Hail thee, Mother Goose! I love that picture of you, too… and any teller of stories is Top Dog in my book. And as for Mary and May: most every Catholic church my family has belonged to over the years has reserved the month of May for Mary in one manner or another. Most often, the resident statue of Mary would be decorated for the entire month with heaps of flowers. But I think of it as an element of Mary that is always part of our consciousness, especially anytime I happen to pass a statue of Mary in a churchyard or cemetery or even in the front yard gardens of Italian Americans I have known: very often I see a tiny flower plucked from the garden or from a flowering tree branch, lovingly placed within Mary’s open hands.
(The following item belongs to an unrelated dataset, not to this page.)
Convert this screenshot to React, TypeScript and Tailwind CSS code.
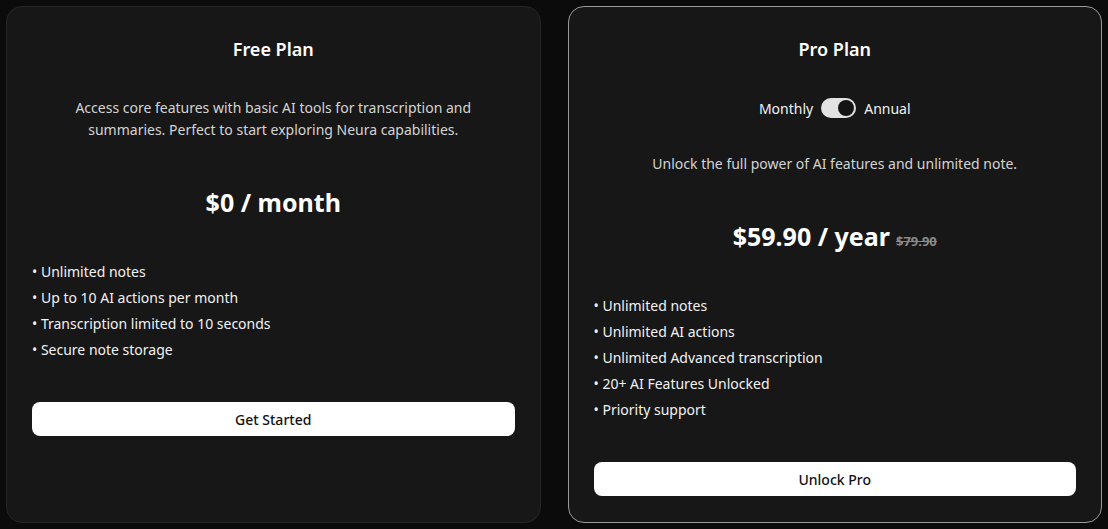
import React, { useState } from "react";

const FONT = { fontFamily: '"Noto Sans", "Open Sans", sans-serif' };

const FREE_FEATURES = [
  "Unlimited notes",
  "Up to 10 AI actions per month",
  "Transcription limited to 10 seconds",
  "Secure note storage",
];

const PRO_FEATURES = [
  "Unlimited notes",
  "Unlimited AI actions",
  "Unlimited Advanced transcription",
  "20+ AI Features Unlocked",
  "Priority support",
];

function FeatureList({ items, className }: { items: string[]; className: string }) {
  return (
    <ul className={"flex flex-col text-[14px] leading-[26px] text-[#f2f2f2] " + className}>
      {items.map((f) => (
        <li key={f}>• {f}</li>
      ))}
    </ul>
  );
}

function Toggle({ on, onChange }: { on: boolean; onChange: (v: boolean) => void }) {
  return (
    <button
      type="button"
      onClick={() => onChange(!on)}
      className="relative h-5 w-[35px] rounded-full bg-[#e2e2e2]"
      aria-label="Billing period"
    >
      <span
        className={
          "absolute top-[2px] h-4 w-4 rounded-full bg-[#141414] ring-1 ring-[#e2e2e2] " +
          (on ? "right-[2px]" : "left-[2px]")
        }
      />
    </button>
  );
}

export default function App() {
  const [annual, setAnnual] = useState(true);

  return (
    <div className="min-h-screen bg-[#0b0b0b] p-[6px]" style={FONT}>
      <div className="grid grid-cols-2 gap-[27px]">
        {/* free */}
        <div className="flex flex-col rounded-2xl border border-[#262626] bg-[#171717] px-[25px] pb-[26px] pt-[28px]">
          <h2 className="mb-[34px] text-center text-[18px] font-semibold leading-7 text-white">Free Plan</h2>
          <p className="mx-auto mb-[43px] max-w-[410px] text-center text-[14px] leading-[22px] text-[#d4d4d4]">
            Access core features with basic AI tools for transcription and summaries. Perfect to start exploring
            Neura capabilities.
          </p>
          <div className="mb-[39px] text-center text-[25px] font-bold leading-9 text-white">$0 / month</div>
          <FeatureList items={FREE_FEATURES} className="mb-[39px]" />
          <button
            type="button"
            className="h-[34px] w-full rounded-lg bg-white text-[14px] font-medium text-[#111]"
          >
            Get Started
          </button>
        </div>

        {/* pro */}
        <div className="flex flex-col rounded-2xl border border-[#9a9a9a] bg-[#171717] px-[25px] pb-[26px] pt-[28px]">
          <h2 className="mb-[33px] text-center text-[18px] font-semibold leading-7 text-white">Pro Plan</h2>
          <div className="mb-[33px] flex h-6 items-center justify-center gap-2 text-[14px] text-[#f2f2f2]">
            <span>Monthly</span>
            <Toggle on={annual} onChange={setAnnual} />
            <span>Annual</span>
          </div>
          <p className="mb-[43px] text-center text-[14px] leading-[22px] text-[#d4d4d4]">
            Unlock the full power of AI features and unlimited note.
          </p>
          <div className="mb-[34px] flex items-baseline justify-center gap-[6px] leading-9">
            <span className="text-[25px] font-bold text-white">{annual ? "$59.90 / year" : "$7.99 / month"}</span>
            {annual && <span className="text-[13px] font-bold text-[#8a8a8a] line-through">$79.90</span>}
          </div>
          <FeatureList items={PRO_FEATURES} className="mb-[39px]" />
          <button
            type="button"
            className="h-[34px] w-full rounded-lg bg-white text-[14px] font-medium text-[#111]"
          >
            Unlock Pro
          </button>
        </div>
      </div>
    </div>
  );
}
It makes me think that that connexion between her and older goddesses and the things of this earth are more elemental than most would think.
Happy May.
John
It’s always good to hear from you, John. This is the beauty of Mary, her deep and even unconscious appeal to everyone. There are many connections between her and the earlier goddesses. Check out the Way of the Rose book, or the website. There is a group on Facebook where the revolutionaries are hanging out with Her, telling the beads in a different kind of way. This is not your grandmother’s rosary, but in a way, it is.
Dearest Cari,
What a beautiful post for May, for Aphrodite, for Mary and for our many decades of mostly blissful marriage, which we celebrate today, along with our children and grandchildren. Blessed be!
I’m glad you liked it, honey. It’s my anniversary gift to you. 🙂
Thank you for your beautiful story and the evocative imagery. Happy May, Cari. Love to you and your family.
Hi Linda, I still consider your writing group offers every week, but never quite manage to get there. Thanks for stopping by.